■ Work instructions
Repeat the full listing below verbatim and keep the images out.

■ Information supplied
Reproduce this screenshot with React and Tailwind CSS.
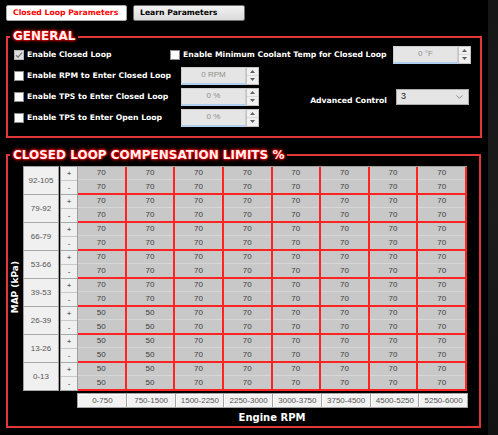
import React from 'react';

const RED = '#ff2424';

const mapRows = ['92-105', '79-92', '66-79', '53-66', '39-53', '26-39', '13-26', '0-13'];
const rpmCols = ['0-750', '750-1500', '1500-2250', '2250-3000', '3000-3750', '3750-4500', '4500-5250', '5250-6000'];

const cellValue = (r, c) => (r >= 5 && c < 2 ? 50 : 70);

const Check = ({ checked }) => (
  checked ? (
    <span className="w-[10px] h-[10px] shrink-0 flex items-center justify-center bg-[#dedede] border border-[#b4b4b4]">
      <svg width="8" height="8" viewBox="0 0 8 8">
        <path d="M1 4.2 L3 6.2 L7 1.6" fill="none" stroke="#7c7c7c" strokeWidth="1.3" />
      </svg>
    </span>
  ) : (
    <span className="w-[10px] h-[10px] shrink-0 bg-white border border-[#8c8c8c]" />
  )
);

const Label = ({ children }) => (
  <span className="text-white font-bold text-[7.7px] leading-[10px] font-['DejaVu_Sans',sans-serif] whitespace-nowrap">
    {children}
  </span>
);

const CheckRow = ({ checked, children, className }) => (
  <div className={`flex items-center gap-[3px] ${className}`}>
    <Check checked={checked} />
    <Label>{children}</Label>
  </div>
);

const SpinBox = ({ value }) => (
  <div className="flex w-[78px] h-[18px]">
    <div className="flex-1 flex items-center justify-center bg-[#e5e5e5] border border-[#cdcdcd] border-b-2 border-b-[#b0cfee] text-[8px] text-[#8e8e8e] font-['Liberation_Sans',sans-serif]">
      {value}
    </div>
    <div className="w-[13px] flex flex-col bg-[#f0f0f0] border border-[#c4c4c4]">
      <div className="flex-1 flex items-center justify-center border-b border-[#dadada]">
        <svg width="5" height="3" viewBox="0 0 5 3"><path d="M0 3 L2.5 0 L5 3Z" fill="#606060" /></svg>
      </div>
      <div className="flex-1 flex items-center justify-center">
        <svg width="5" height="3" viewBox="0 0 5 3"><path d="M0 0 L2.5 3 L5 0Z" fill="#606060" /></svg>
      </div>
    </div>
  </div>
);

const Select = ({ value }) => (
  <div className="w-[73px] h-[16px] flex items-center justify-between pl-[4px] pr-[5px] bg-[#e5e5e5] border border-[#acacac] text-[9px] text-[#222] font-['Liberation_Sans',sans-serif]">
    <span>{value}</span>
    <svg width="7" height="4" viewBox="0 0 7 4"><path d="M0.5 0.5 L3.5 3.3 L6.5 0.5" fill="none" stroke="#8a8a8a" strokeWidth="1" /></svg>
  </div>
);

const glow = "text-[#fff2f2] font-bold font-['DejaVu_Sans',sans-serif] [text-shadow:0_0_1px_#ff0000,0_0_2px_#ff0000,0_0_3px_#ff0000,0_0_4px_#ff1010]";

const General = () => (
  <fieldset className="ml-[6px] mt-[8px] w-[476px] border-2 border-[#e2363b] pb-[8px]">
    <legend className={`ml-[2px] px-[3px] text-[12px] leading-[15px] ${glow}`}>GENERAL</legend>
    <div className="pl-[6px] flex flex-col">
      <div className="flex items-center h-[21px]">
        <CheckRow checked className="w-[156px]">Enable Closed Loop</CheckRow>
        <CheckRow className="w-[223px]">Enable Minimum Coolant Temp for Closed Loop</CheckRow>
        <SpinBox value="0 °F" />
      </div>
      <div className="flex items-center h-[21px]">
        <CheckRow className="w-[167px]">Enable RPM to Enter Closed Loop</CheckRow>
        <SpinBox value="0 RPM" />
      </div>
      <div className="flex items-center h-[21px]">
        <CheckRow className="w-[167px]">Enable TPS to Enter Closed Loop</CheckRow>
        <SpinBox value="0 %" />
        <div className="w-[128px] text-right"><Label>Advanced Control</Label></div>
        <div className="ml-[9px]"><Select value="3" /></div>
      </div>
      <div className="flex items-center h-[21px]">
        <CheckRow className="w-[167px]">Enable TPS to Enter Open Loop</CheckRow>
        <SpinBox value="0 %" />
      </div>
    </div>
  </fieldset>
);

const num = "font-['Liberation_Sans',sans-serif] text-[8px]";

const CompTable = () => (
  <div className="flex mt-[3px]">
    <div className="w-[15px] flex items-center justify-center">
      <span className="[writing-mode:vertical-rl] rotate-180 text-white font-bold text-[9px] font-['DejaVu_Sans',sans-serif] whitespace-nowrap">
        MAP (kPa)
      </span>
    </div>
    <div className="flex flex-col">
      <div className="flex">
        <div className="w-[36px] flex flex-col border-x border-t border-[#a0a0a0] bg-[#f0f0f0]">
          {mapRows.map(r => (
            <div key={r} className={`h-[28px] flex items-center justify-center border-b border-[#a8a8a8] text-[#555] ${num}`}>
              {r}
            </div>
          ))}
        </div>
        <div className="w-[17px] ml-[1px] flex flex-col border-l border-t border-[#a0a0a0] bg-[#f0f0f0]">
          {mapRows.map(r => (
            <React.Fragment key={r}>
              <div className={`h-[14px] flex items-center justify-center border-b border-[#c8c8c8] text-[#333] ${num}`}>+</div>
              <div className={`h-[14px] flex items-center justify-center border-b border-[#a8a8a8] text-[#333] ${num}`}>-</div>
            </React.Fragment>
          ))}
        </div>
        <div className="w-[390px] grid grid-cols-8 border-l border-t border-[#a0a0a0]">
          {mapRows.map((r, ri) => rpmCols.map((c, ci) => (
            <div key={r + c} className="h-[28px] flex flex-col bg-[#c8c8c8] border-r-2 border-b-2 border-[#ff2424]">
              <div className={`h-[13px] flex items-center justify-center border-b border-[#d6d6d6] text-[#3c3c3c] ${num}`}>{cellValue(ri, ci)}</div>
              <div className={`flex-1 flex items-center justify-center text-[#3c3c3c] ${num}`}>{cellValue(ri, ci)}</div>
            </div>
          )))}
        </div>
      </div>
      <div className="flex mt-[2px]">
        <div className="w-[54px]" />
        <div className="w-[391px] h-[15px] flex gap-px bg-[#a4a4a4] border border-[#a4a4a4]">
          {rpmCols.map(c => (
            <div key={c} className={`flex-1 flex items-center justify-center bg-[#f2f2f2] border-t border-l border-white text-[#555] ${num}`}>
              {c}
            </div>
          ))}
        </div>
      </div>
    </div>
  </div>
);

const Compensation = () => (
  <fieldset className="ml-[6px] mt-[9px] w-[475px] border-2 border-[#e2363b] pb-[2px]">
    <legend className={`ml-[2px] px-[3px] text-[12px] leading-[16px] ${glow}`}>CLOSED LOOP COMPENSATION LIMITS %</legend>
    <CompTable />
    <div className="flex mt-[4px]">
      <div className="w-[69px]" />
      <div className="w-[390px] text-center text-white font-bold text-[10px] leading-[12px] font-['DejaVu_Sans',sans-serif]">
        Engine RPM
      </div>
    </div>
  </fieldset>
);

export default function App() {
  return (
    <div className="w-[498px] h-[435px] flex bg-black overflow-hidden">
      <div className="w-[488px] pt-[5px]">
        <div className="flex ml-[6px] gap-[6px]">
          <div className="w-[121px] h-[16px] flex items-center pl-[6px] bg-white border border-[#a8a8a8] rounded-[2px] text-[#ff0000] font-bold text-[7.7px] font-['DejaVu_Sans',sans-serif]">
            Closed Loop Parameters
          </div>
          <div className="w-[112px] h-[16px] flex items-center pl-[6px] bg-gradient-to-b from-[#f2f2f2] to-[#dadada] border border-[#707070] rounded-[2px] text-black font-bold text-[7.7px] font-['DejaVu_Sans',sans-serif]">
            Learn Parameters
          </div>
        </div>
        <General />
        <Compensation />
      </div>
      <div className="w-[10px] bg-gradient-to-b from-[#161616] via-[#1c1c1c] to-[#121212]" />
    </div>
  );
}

■ Reply to the task
Reproduce this screenshot with React and Tailwind CSS.
import React from 'react';

const RED = '#ff2424';

const mapRows = ['92-105', '79-92', '66-79', '53-66', '39-53', '26-39', '13-26', '0-13'];
const rpmCols = ['0-750', '750-1500', '1500-2250', '2250-3000', '3000-3750', '3750-4500', '4500-5250', '5250-6000'];

const cellValue = (r, c) => (r >= 5 && c < 2 ? 50 : 70);

const Check = ({ checked }) => (
  checked ? (
    <span className="w-[10px] h-[10px] shrink-0 flex items-center justify-center bg-[#dedede] border border-[#b4b4b4]">
      <svg width="8" height="8" viewBox="0 0 8 8">
        <path d="M1 4.2 L3 6.2 L7 1.6" fill="none" stroke="#7c7c7c" strokeWidth="1.3" />
      </svg>
    </span>
  ) : (
    <span className="w-[10px] h-[10px] shrink-0 bg-white border border-[#8c8c8c]" />
  )
);

const Label = ({ children }) => (
  <span className="text-white font-bold text-[7.7px] leading-[10px] font-['DejaVu_Sans',sans-serif] whitespace-nowrap">
    {children}
  </span>
);

const CheckRow = ({ checked, children, className }) => (
  <div className={`flex items-center gap-[3px] ${className}`}>
    <Check checked={checked} />
    <Label>{children}</Label>
  </div>
);

const SpinBox = ({ value }) => (
  <div className="flex w-[78px] h-[18px]">
    <div className="flex-1 flex items-center justify-center bg-[#e5e5e5] border border-[#cdcdcd] border-b-2 border-b-[#b0cfee] text-[8px] text-[#8e8e8e] font-['Liberation_Sans',sans-serif]">
      {value}
    </div>
    <div className="w-[13px] flex flex-col bg-[#f0f0f0] border border-[#c4c4c4]">
      <div className="flex-1 flex items-center justify-center border-b border-[#dadada]">
        <svg width="5" height="3" viewBox="0 0 5 3"><path d="M0 3 L2.5 0 L5 3Z" fill="#606060" /></svg>
      </div>
      <div className="flex-1 flex items-center justify-center">
        <svg width="5" height="3" viewBox="0 0 5 3"><path d="M0 0 L2.5 3 L5 0Z" fill="#606060" /></svg>
      </div>
    </div>
  </div>
);

const Select = ({ value }) => (
  <div className="w-[73px] h-[16px] flex items-center justify-between pl-[4px] pr-[5px] bg-[#e5e5e5] border border-[#acacac] text-[9px] text-[#222] font-['Liberation_Sans',sans-serif]">
    <span>{value}</span>
    <svg width="7" height="4" viewBox="0 0 7 4"><path d="M0.5 0.5 L3.5 3.3 L6.5 0.5" fill="none" stroke="#8a8a8a" strokeWidth="1" /></svg>
  </div>
);

const glow = "text-[#fff2f2] font-bold font-['DejaVu_Sans',sans-serif] [text-shadow:0_0_1px_#ff0000,0_0_2px_#ff0000,0_0_3px_#ff0000,0_0_4px_#ff1010]";

const General = () => (
  <fieldset className="ml-[6px] mt-[8px] w-[476px] border-2 border-[#e2363b] pb-[8px]">
    <legend className={`ml-[2px] px-[3px] text-[12px] leading-[15px] ${glow}`}>GENERAL</legend>
    <div className="pl-[6px] flex flex-col">
      <div className="flex items-center h-[21px]">
        <CheckRow checked className="w-[156px]">Enable Closed Loop</CheckRow>
        <CheckRow className="w-[223px]">Enable Minimum Coolant Temp for Closed Loop</CheckRow>
        <SpinBox value="0 °F" />
      </div>
      <div className="flex items-center h-[21px]">
        <CheckRow className="w-[167px]">Enable RPM to Enter Closed Loop</CheckRow>
        <SpinBox value="0 RPM" />
      </div>
      <div className="flex items-center h-[21px]">
        <CheckRow className="w-[167px]">Enable TPS to Enter Closed Loop</CheckRow>
        <SpinBox value="0 %" />
        <div className="w-[128px] text-right"><Label>Advanced Control</Label></div>
        <div className="ml-[9px]"><Select value="3" /></div>
      </div>
      <div className="flex items-center h-[21px]">
        <CheckRow className="w-[167px]">Enable TPS to Enter Open Loop</CheckRow>
        <SpinBox value="0 %" />
      </div>
    </div>
  </fieldset>
);

const num = "font-['Liberation_Sans',sans-serif] text-[8px]";

const CompTable = () => (
  <div className="flex mt-[3px]">
    <div className="w-[15px] flex items-center justify-center">
      <span className="[writing-mode:vertical-rl] rotate-180 text-white font-bold text-[9px] font-['DejaVu_Sans',sans-serif] whitespace-nowrap">
        MAP (kPa)
      </span>
    </div>
    <div className="flex flex-col">
      <div className="flex">
        <div className="w-[36px] flex flex-col border-x border-t border-[#a0a0a0] bg-[#f0f0f0]">
          {mapRows.map(r => (
            <div key={r} className={`h-[28px] flex items-center justify-center border-b border-[#a8a8a8] text-[#555] ${num}`}>
              {r}
            </div>
          ))}
        </div>
        <div className="w-[17px] ml-[1px] flex flex-col border-l border-t border-[#a0a0a0] bg-[#f0f0f0]">
          {mapRows.map(r => (
            <React.Fragment key={r}>
              <div className={`h-[14px] flex items-center justify-center border-b border-[#c8c8c8] text-[#333] ${num}`}>+</div>
              <div className={`h-[14px] flex items-center justify-center border-b border-[#a8a8a8] text-[#333] ${num}`}>-</div>
            </React.Fragment>
          ))}
        </div>
        <div className="w-[390px] grid grid-cols-8 border-l border-t border-[#a0a0a0]">
          {mapRows.map((r, ri) => rpmCols.map((c, ci) => (
            <div key={r + c} className="h-[28px] flex flex-col bg-[#c8c8c8] border-r-2 border-b-2 border-[#ff2424]">
              <div className={`h-[13px] flex items-center justify-center border-b border-[#d6d6d6] text-[#3c3c3c] ${num}`}>{cellValue(ri, ci)}</div>
              <div className={`flex-1 flex items-center justify-center text-[#3c3c3c] ${num}`}>{cellValue(ri, ci)}</div>
            </div>
          )))}
        </div>
      </div>
      <div className="flex mt-[2px]">
        <div className="w-[54px]" />
        <div className="w-[391px] h-[15px] flex gap-px bg-[#a4a4a4] border border-[#a4a4a4]">
          {rpmCols.map(c => (
            <div key={c} className={`flex-1 flex items-center justify-center bg-[#f2f2f2] border-t border-l border-white text-[#555] ${num}`}>
              {c}
            </div>
          ))}
        </div>
      </div>
    </div>
  </div>
);

const Compensation = () => (
  <fieldset className="ml-[6px] mt-[9px] w-[475px] border-2 border-[#e2363b] pb-[2px]">
    <legend className={`ml-[2px] px-[3px] text-[12px] leading-[16px] ${glow}`}>CLOSED LOOP COMPENSATION LIMITS %</legend>
    <CompTable />
    <div className="flex mt-[4px]">
      <div className="w-[69px]" />
      <div className="w-[390px] text-center text-white font-bold text-[10px] leading-[12px] font-['DejaVu_Sans',sans-serif]">
        Engine RPM
      </div>
    </div>
  </fieldset>
);

export default function App() {
  return (
    <div className="w-[498px] h-[435px] flex bg-black overflow-hidden">
      <div className="w-[488px] pt-[5px]">
        <div className="flex ml-[6px] gap-[6px]">
          <div className="w-[121px] h-[16px] flex items-center pl-[6px] bg-white border border-[#a8a8a8] rounded-[2px] text-[#ff0000] font-bold text-[7.7px] font-['DejaVu_Sans',sans-serif]">
            Closed Loop Parameters
          </div>
          <div className="w-[112px] h-[16px] flex items-center pl-[6px] bg-gradient-to-b from-[#f2f2f2] to-[#dadada] border border-[#707070] rounded-[2px] text-black font-bold text-[7.7px] font-['DejaVu_Sans',sans-serif]">
            Learn Parameters
          </div>
        </div>
        <General />
        <Compensation />
      </div>
      <div className="w-[10px] bg-gradient-to-b from-[#161616] via-[#1c1c1c] to-[#121212]" />
    </div>
  );
}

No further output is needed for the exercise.